The artists selected for the mural are: Silas Armstrong, Cindy Atchison, Chelsie Begoody, Laurie Cullum, Mariah Kaminsky, Parker Ledford, Jordanne Pelkey, Maddie Sanders and Hannah Wilson.

Durango Economic Opportunity Manager Tommy Crosby said a call to artists for the mural project asked artists to consider implementing several themes into their applications, including the Animas River, the water cycle, water and wastewater treatment processes, native plant species and Durango history.

In addition to the mural, two more art pieces will be installed at the water reclamation site. One is a sculpture by Alex Bond called “Whispers in Water.” Crosby said the piece incorporates an old buoy from Lake Powell by painting it a reflective, metallic color representing a droplet of water.

The other piece is a sculpture by Jeff Wise depicting a kayaker riding the waves, “a nod to the whitewater culture that crescendos at Santa Rita,” he said.

“We are lucky to have such a concentration of talented, skilled, mixed-form artists in Durango and to have the opportunity to showcase their work. What a treat,” Crosby said.

Donley said the nonprofit’s mission is to tear down societal walls that stop people from living healthy, safe and prosperous lives. In its 12 years of operation, it has installed more than 160 public art pieces, including 10-story murals placed in cities around the country.

The Walls Project is perhaps best known for its MLK Days of Giving and Juneteenth Celebration events in Baton Rouge, Louisiana, and Dallas, where thousands of volunteers turn out to reactivate community spaces, he said.

The organization hires artists in communities to come up with creative solutions to issues driving poverty and often works across disciplines such as information technology, workforce development, urban agriculture, arboriculture, environmental stewardship and coalition building.

In Baton Rouge, The Walls Project was given 5 acres of public golf course land to turn into a free, no-fence community garden. Donley said the garden is located in Baton Rouge’s largest food desert.

“We plant, we grow and we harvest with the local residents,” he said. “And then we also provide workshops.

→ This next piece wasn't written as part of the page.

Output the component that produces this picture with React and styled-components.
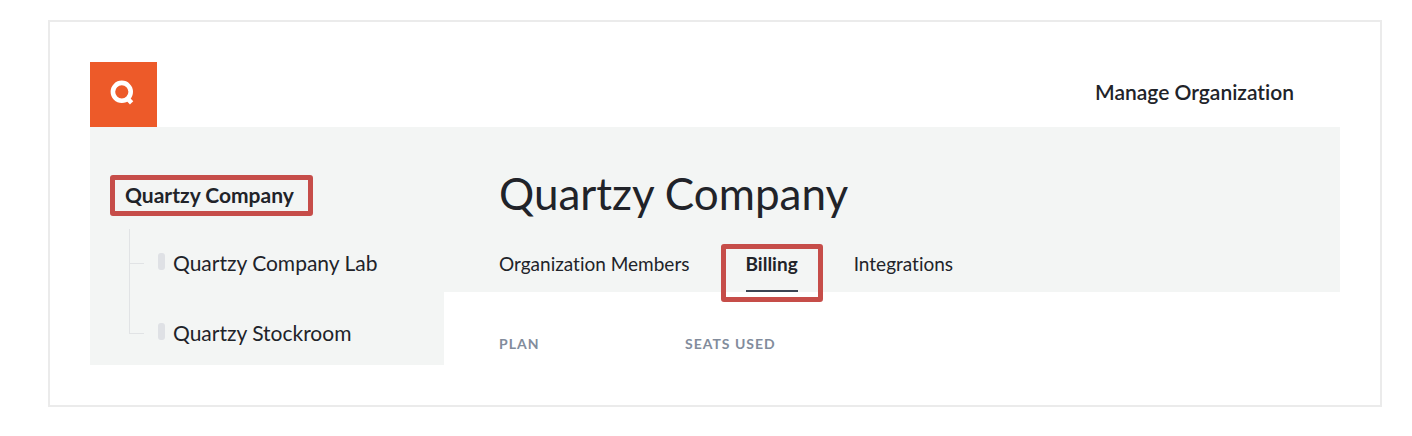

So those residents can take seeds and plants back to their home and either install gardens at home or learn different techniques to use fresh and healthy food.”

Donley said the collaboration with the city and nine artists in Durango is a little unusual for a public mural project because artists are often competing with each other, vying for projects and “hustling to make it work.”

But in this case, the artists are eager to work together, which is “a great testament to all of their personalities and to their strengths as artists and local residents,” he said.

For over two days, in the top section of Ska Brewing Co., the artists and members of The Walls Project worked through mural ideas on paper.

“What’s going to be really special about this mural is that it will be a uniform design. However, it will allow for each individual artist to highlight their strengths and to highlight their style within the broader mural itself,” Donley said. “It’s going to be a really, really interesting piece of public art that is just going to be completely vibrant and beautiful at the end.”

The city has issued a separate call to artists in seeking designs for installations to be installed along three sections of the Animas River Trail that are or will be undergoing updates over the next couple of years.

Crosby said the city has a project budget of $35,050 and the submission deadline for artists is March 31.